ZERA blocks tariff increase

Felex Share Senior Reporter
The Zimbabwe Energy Regulatory Authority (ZERA) has shot down a proposal by Zesa Holdings to increase electricity tariffs by 49 percent, declaring the average power charge should remain at 9,86 cents per kilowatt hour this year.

The regulatory authority said it had considered the performance of the economy as well as efforts being made by Government to improve the ease of doing business in the country.

This brings relief to industrial and domestic consumers who had argued that any hike would increase the cost of producing goods and services.

The Zimbabwe Electricity Transmission and Distribution Company (ZETDC) had proposed that the average tariff be raised to 14,69 c/kWh.

ZERA board chairperson Dr Ester Khosa said there would be no power tariff increase this year.

“After duly considering the tariff application, the written and oral submissions from various consumer groups and stakeholders as well as facts and evidence provided by ZETDC, the ZERA board on 14 July 2016 made a determination that the current tariff of 9,86c/kWh be retained for the year 2016,” she said.

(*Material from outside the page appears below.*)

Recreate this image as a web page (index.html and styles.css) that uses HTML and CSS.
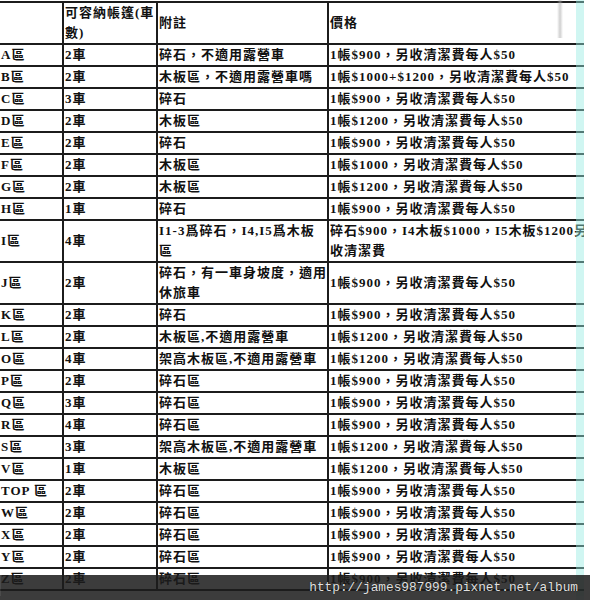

“In coming up with the decision to retain the current tariff levels, the regulator considered the performance of the economy in 2015 and 2016 and the need to support Government in reducing the cost of doing business.”

Zesa had argued that they needed to pay for power imports the country was getting from regional countries such as South Africa and Mozambique.

All the power imports are prepaid, meaning the power utility pays regional suppliers first before getting supplies.

Zesa also said it needed to finance power projects currently under way such as expanding capacity at Kariba South hydro-power station by 300MW and Hwange by 600MW.

The new determination means Zesa has to cut on its budget.

Dr Khosa said ZERA would engage an international consultant to examine underlying cost structures of Zesa and recommend potential areas of cost savings.

“This is key in ensuring sustainability given the increased cost of supply due to changes in the energy mix,” she said.

“Furthermore, there is need to reprioritise new projects, improve revenue collection given the high levels of debt and reduce losses. The engagement of a consultant is in line with Sections 4 (b) and (g) of the Energy Regulatory Authority Act which provide for the authority’s mandate to create and promote an efficient energy industry as well as effective competition, respectively.”

Zesa is owed about $1 billion by consumers and seems not to have adequate strategies in place to recover the debt.

As part of the tariff review process, ZERA conducted consultations with various stakeholders who included consumers such as miners, farmers and industrialists.

The consultations were done through public hearings, individual written submissions which included meetings and presentations to principals.

The 49 percent upward review sought by Zesa correspond to a revenue requirement of $1, 2 billion for the year 2016.